• _Task goal_
Quote all lines below exactly. Images stay out.

• _Recorded data_
::::

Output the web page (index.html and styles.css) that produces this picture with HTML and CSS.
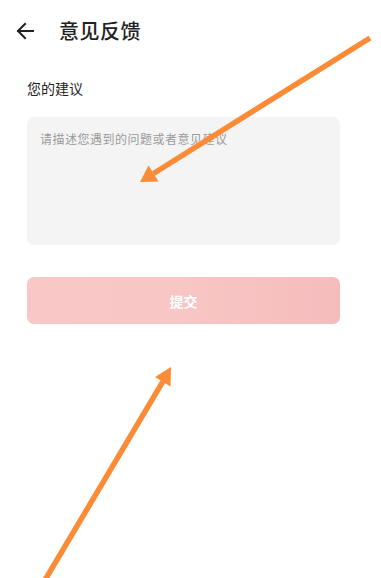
FILE: index.html
```html
<!DOCTYPE html>
<html lang="zh">
<head>
<meta charset="utf-8">
<link rel="stylesheet" href="styles.css">
</head>
<body>
<div class="page">
  <div class="header">
    <svg class="back" width="18" height="18" viewBox="0 0 18 18"><path d="M17 9H2M9 2L2 9l7 7" fill="none" stroke="#222" stroke-width="2" stroke-linecap="square"/></svg>
    <div class="title">意见反馈</div>
  </div>
  <div class="content">
    <div class="label">您的建议</div>
    <div class="textarea"><span class="placeholder">请描述您遇到的问题或者意见建议</span></div>
    <div class="submit">提交</div>
  </div>
  <svg class="overlay" width="381" height="578" viewBox="0 0 381 578">
    <g fill="#fb8b36" stroke="#fb8b36">
      <line x1="370" y1="38" x2="153.5" y2="173.5" stroke-width="5.5"/>
      <polygon points="140,182 158.5,181.5 148.5,165.5" stroke="none"/>
      <line x1="45" y1="580" x2="162.8" y2="381.7" stroke-width="5.5"/>
      <polygon points="171,367 170.5,386.5 155,377" stroke="none"/>
    </g>
  </svg>
</div>
</body>
</html>
```
FILE: styles.css
```css
html, body {
  margin: 0;
  padding: 0;
  background: #fff;
}
.page {
  position: relative;
  width: 381px;
  height: 578px;
  overflow: hidden;
  font-family: "Noto Sans CJK SC", "Noto Sans", sans-serif;
}
.header {
  display: flex;
  align-items: center;
  height: 61px;
  padding-left: 16px;
}
.back {
  display: block;
}
.title {
  margin-left: 25px;
  font-size: 20px;
  font-weight: 500;
  color: #222;
  letter-spacing: 0.5px;
}
.content {
  padding: 0 41px 0 27px;
}
.label {
  margin-top: 18px;
  font-size: 14px;
  line-height: 18px;
  color: #222;
}
.textarea {
  margin-top: 20px;
  height: 128px;
  background: #f4f4f4;
  border-radius: 7px;
  padding: 8px 13px;
  box-sizing: border-box;
}
.placeholder {
  font-size: 12px;
  line-height: 16px;
  color: #9a9a9a;
  letter-spacing: 0.5px;
}
.submit {
  margin-top: 32px;
  height: 47px;
  border-radius: 7px;
  background: linear-gradient(90deg, #f9c8c6 0%, #f8c6c4 50%, #f5bcbc 100%);
  color: #fff;
  font-size: 14px;
  font-weight: 700;
  display: flex;
  align-items: center;
  justify-content: center;
}
.overlay {
  position: absolute;
  left: 0;
  top: 0;
  pointer-events: none;
}
```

::::

• _Expected output_
Output the web page (index.html and styles.css) that produces this picture with HTML and CSS.
FILE: index.html
```html
<!DOCTYPE html>
<html lang="zh">
<head>
<meta charset="utf-8">
<link rel="stylesheet" href="styles.css">
</head>
<body>
<div class="page">
  <div class="header">
    <svg class="back" width="18" height="18" viewBox="0 0 18 18"><path d="M17 9H2M9 2L2 9l7 7" fill="none" stroke="#222" stroke-width="2" stroke-linecap="square"/></svg>
    <div class="title">意见反馈</div>
  </div>
  <div class="content">
    <div class="label">您的建议</div>
    <div class="textarea"><span class="placeholder">请描述您遇到的问题或者意见建议</span></div>
    <div class="submit">提交</div>
  </div>
  <svg class="overlay" width="381" height="578" viewBox="0 0 381 578">
    <g fill="#fb8b36" stroke="#fb8b36">
      <line x1="370" y1="38" x2="153.5" y2="173.5" stroke-width="5.5"/>
      <polygon points="140,182 158.5,181.5 148.5,165.5" stroke="none"/>
      <line x1="45" y1="580" x2="162.8" y2="381.7" stroke-width="5.5"/>
      <polygon points="171,367 170.5,386.5 155,377" stroke="none"/>
    </g>
  </svg>
</div>
</body>
</html>
```
FILE: styles.css
```css
html, body {
  margin: 0;
  padding: 0;
  background: #fff;
}
.page {
  position: relative;
  width: 381px;
  height: 578px;
  overflow: hidden;
  font-family: "Noto Sans CJK SC", "Noto Sans", sans-serif;
}
.header {
  display: flex;
  align-items: center;
  height: 61px;
  padding-left: 16px;
}
.back {
  display: block;
}
.title {
  margin-left: 25px;
  font-size: 20px;
  font-weight: 500;
  color: #222;
  letter-spacing: 0.5px;
}
.content {
  padding: 0 41px 0 27px;
}
.label {
  margin-top: 18px;
  font-size: 14px;
  line-height: 18px;
  color: #222;
}
.textarea {
  margin-top: 20px;
  height: 128px;
  background: #f4f4f4;
  border-radius: 7px;
  padding: 8px 13px;
  box-sizing: border-box;
}
.placeholder {
  font-size: 12px;
  line-height: 16px;
  color: #9a9a9a;
  letter-spacing: 0.5px;
}
.submit {
  margin-top: 32px;
  height: 47px;
  border-radius: 7px;
  background: linear-gradient(90deg, #f9c8c6 0%, #f8c6c4 50%, #f5bcbc 100%);
  color: #fff;
  font-size: 14px;
  font-weight: 700;
  display: flex;
  align-items: center;
  justify-content: center;
}
.overlay {
  position: absolute;
  left: 0;
  top: 0;
  pointer-events: none;
}
```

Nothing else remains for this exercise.